Regulatory exposure depends on who pulled the image. If any consumer runs it in a workload subject to EU NIS2, US Executive Order 14028, or financial regulatory frameworks that require SBOM attestations, the maintainer is inside the trust chain whether the maintainer asked to be there or not.

Options compared#

The trade-off space for a solo maintainer is narrower than for a funded team. The table below is the honest comparison for public utility images under 1 GB.

ApproachSetup costOngoing costScorecard ceilingFit
Do nothing0 hours0 hours/month~3/10High risk above 100K pulls
Multi-stage + lint only4 hours30 min/month~5/10Minimum viable for public image
Add cosign + SBOM + SLSA8 hours30 min/month~7/10Recommended above 250K pulls
Full hardening + non-root16 hours1 hour/month~7.8/10Required for enterprise downstream use
Full + CII Best Practices badge40 hours2 hours/month~8.5/10Worth it only for funded projects

The jump from 5 to 7 costs four hours once. The jump from 7 to 7.8 costs another eight hours plus a breaking release. The jump from 7.8 to 8.5 costs forty hours of process overhead and caps at a ceiling you do not control. I stopped at 7.8 because the marginal return on the next tier goes negative for a solo maintainer.

OpenSSF Scorecard report showing 7.8 score with all 18 checks broken down by severity

Framework: supply chain hardening for solo maintainers#

Three layers. Each one is a deploy cycle. The names match the migration topic family because this is a migration from insecure defaults to attested defaults, not a new build from scratch.

Layer 1: inventory#

The first goal is the audit, not the fix.

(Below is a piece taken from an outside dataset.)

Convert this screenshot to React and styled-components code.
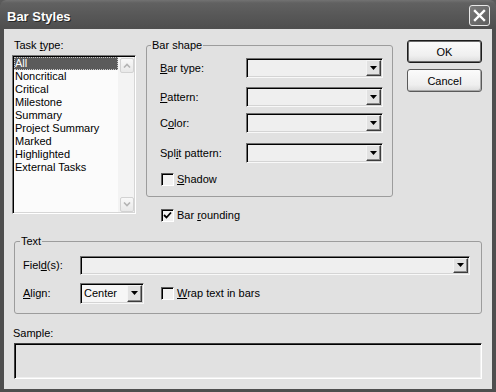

You cannot harden what you have not measured.

Terminal window
# Layer 1: run once before any changes
# 1. Current Scorecard baseline
docker run -e GITHUB_AUTH_TOKEN=$GITHUB_TOKEN gcr.io/openssf/scorecard:stable \
--repo=github.com/OWNER/REPO --show-details
# 2. Current Scout grade
docker scout quickview OWNER/IMAGE:latest
# 3. Trivy CVE baseline
trivy image --severity HIGH,CRITICAL OWNER/IMAGE:latest
# 4. Pin every base image to a digest and save the old Dockerfile
git mv Dockerfile Dockerfile.baseline

Run all four. Save the output. The Scorecard baseline is what you will compare against after hardening. In my run the starting numbers were Scout grade D, OpenSSF score 2.9, and multiple HIGH CVEs from apt package lag.

Owner: the single maintainer.

Layer 2: parallel run#

Phase 1. Multi-stage build. OCI labels. Hadolint in CI.

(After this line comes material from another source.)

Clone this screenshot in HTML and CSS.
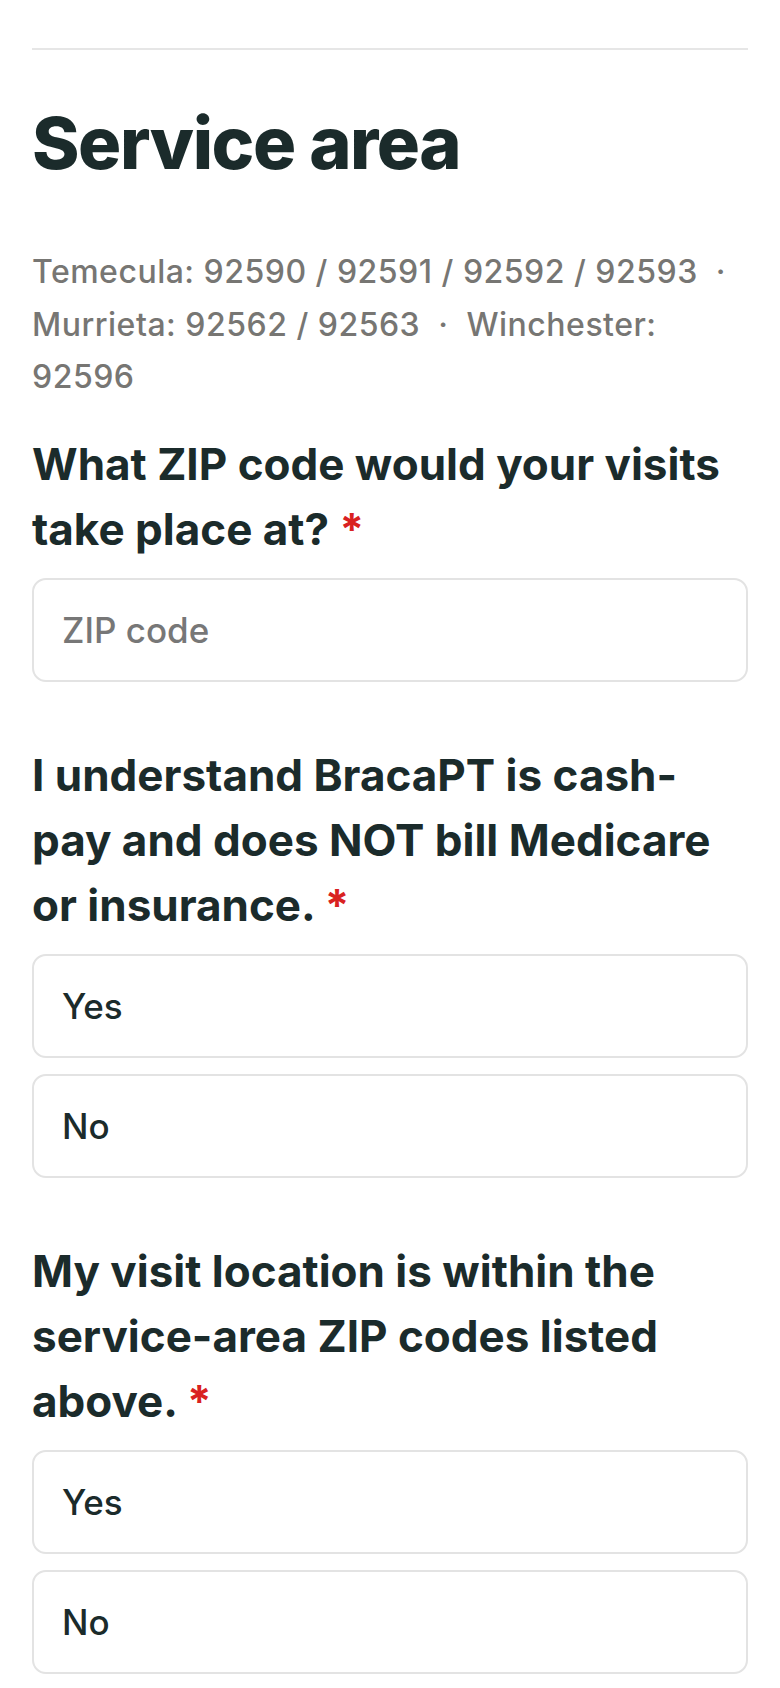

Phase 2. Cosign keyless signing. SBOM generation. SLSA build provenance. Trivy SARIF upload.

Phase 3. Non-root USER 10001 breaking release plus a v1-maintenance floating tag for users who cannot migrate inside the window. Semver and digest-pinned tags are marked immutable on Docker Hub so a given tag can never silently point at a different image.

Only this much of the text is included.